Perhaps similar to monkeypox, the Zika virus had a swirl of confusion and misinformation in its early days as well as a lack of available testing2, and the Ebola virus often did not have proper communications or tests available during several of its outbreaks3. This led to both diseases spreading further, making later containment more difficult. At the beginning of the COVID-19 pandemic, widespread testing wasn’t available and numbers were underreported, allowing infected individuals to expose others to the virus because they didn’t know their status. This could have potentially lulled those in charge of public health responses and the public into a mindset that the virus had spread less than it had, ultimately leading to the current pandemic.
It is easy to see the parallels with monkeypox, where again, we have public confusion about viral characteristics and limited testing availability. Both of these factors could potentially lead to cases ballooning beyond what public health officials are aware of, and in turn, causing a lag in effective responses. The United States, for instance, allowed very few labs to process4 monkeypox tests when the virus was first suspected of spreading, leading to under testing and under reporting, which caused a backlog of tests needing to be processed in some instances5. Some companies have already jumped into the fray to support testing capabilities, which has already started to help get a further grip on the virus. For instance, Mako Medical Laboratories has partnered with Thermo Fisher Scientific to provide MAKO with the reagents to create a PCR test for monkeypox6, but still more can be done by those in the industry to make tests more accessible and regulatory bodies allowing for more labs to be authorized to run tests.

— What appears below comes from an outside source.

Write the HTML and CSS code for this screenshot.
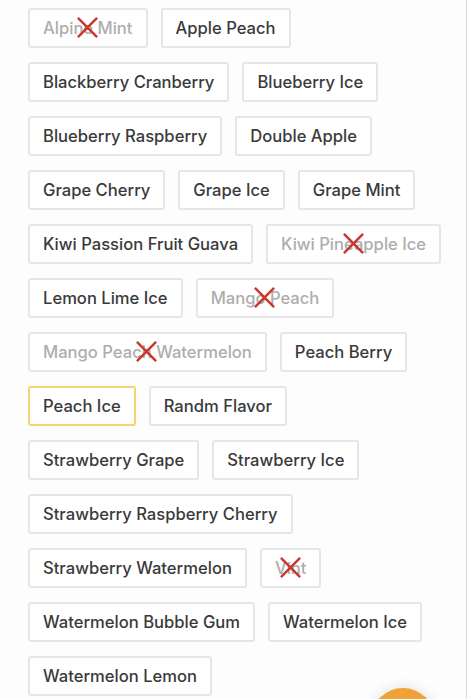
FILE: index.html
```html
<!DOCTYPE html>
<html lang="en">
<head>
    <meta charset="UTF-8">
    <meta name="viewport" content="width=device-width, initial-scale=1.0">
    <title>Flavors</title>
    <link rel="stylesheet" href="styles.css">
</head>
<body>
    <div class="page">
        <div class="flavor-list">
            <div class="chip sold-out">Alpine Mint<svg class="cross" viewBox="0 0 24 24"><path d="M2 2L22 22M22 2L2 22"/></svg></div>
            <div class="chip">Apple Peach</div>
            <div class="chip">Blackberry Cranberry</div>
            <div class="chip">Blueberry Ice</div>
            <div class="chip">Blueberry Raspberry</div>
            <div class="chip">Double Apple</div>
            <div class="chip">Grape Cherry</div>
            <div class="chip">Grape Ice</div>
            <div class="chip">Grape Mint</div>
            <div class="chip">Kiwi Passion Fruit Guava</div>
            <div class="chip sold-out">Kiwi Pineapple Ice<svg class="cross" viewBox="0 0 24 24"><path d="M2 2L22 22M22 2L2 22"/></svg></div>
            <div class="chip">Lemon Lime Ice</div>
            <div class="chip sold-out">Mango Peach<svg class="cross" viewBox="0 0 24 24"><path d="M2 2L22 22M22 2L2 22"/></svg></div>
            <div class="chip sold-out">Mango Peach Watermelon<svg class="cross" viewBox="0 0 24 24"><path d="M2 2L22 22M22 2L2 22"/></svg></div>
            <div class="chip">Peach Berry</div>
            <div class="chip selected">Peach Ice</div>
            <div class="chip">Randm Flavor</div>
            <div class="chip">Strawberry Grape</div>
            <div class="chip">Strawberry Ice</div>
            <div class="chip">Strawberry Raspberry Cherry</div>
            <div class="chip">Strawberry Watermelon</div>
            <div class="chip sold-out">Vint<svg class="cross" viewBox="0 0 24 24"><path d="M2 2L22 22M22 2L2 22"/></svg></div>
            <div class="chip">Watermelon Bubble Gum</div>
            <div class="chip">Watermelon Ice</div>
            <div class="chip">Watermelon Lemon</div>
        </div>
    </div>
    <button class="fab" aria-label="Cart"></button>
</body>
</html>
```
FILE: styles.css
```css
body {
    margin: 0;
    font-family: Inter, "Noto Sans", sans-serif;
    background-color: #fdfdfd;
    overflow: hidden;
}
.page {
    min-height: 699px;
    border-right: 1px solid #dcdcdc;
    box-sizing: border-box;
}
.flavor-list {
    display: flex;
    flex-wrap: wrap;
    gap: 14px 13px;
    padding: 8px 20px 0 28px;
}
.chip {
    position: relative;
    height: 40px;
    padding: 0 13px;
    display: flex;
    align-items: center;
    border: 2px solid #e6e6e6;
    border-radius: 3px;
    background-color: #fff;
    color: #3a3a3a;
    font-size: 16.6px;
    font-weight: 500;
    box-sizing: border-box;
    white-space: nowrap;
}
.chip.selected {
    border-color: #f4d56e;
}
.chip.sold-out {
    color: #adadad;
}
.cross {
    position: absolute;
    left: 50%;
    top: 50%;
    width: 23px;
    height: 23px;
    margin: -12px 0 0 -12px;
    fill: none;
    stroke: #c9382d;
    stroke-width: 2.6;
}
.fab {
    position: fixed;
    right: 32px;
    bottom: -53px;
    width: 64px;
    height: 64px;
    border: none;
    border-radius: 50%;
    background-color: #f0a236;
    box-shadow: 0 0 14px rgba(0, 0, 0, 0.12);
}
```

Perhaps most critically, public health organizations and agencies need to be engaged at every level, but especially in local communities around the globe. They are the first lines of defense against any emergency, providing care and information to those that need it, and tracking the spread of viruses as they emerge. However, they are often underfunded and understaffed7, meaning commercial labs and other organizations, such as hospitals, need to come alongside to ensure public health emergencies like these are properly handled.
Going in tandem with that support, in order to ensure we’re giving communities the best chance possible to counteract the ongoing surge of monkeypox, we need to destigmatize the disease to encourage testing and make tests widely accessible. This means not just being available in STI clinics, but also to anybody that needs them at sites in their communities, in as pervasive of a way that COVID-19 tests became available during the peak of the pandemic. The labs should be able to provide answers clearly and quickly, so individuals can isolate8 or receive treatment as needed.
Progress in the testing arena also requires additional education about how monkeypox infects and spreads, so people know when they or their loved ones need to get tested. Once general populations better digest available health information and understand that they are all at risk of contracting the virus with prolonged contact with an infected individual, not just through intimate contact, the demand for testing is expected to increase proportionally.
While the first effort at slowing down monkeypox hasn’t been a success, there is still an opportunity, as well as an obligation, to further curb the spread. Public health officials, clinicians, laboratorians, and test manufacturers have an obligation to use all of the tools at their disposal to help protect individuals from the virus as well as write the blueprint for how to successfully manage health crises in the future.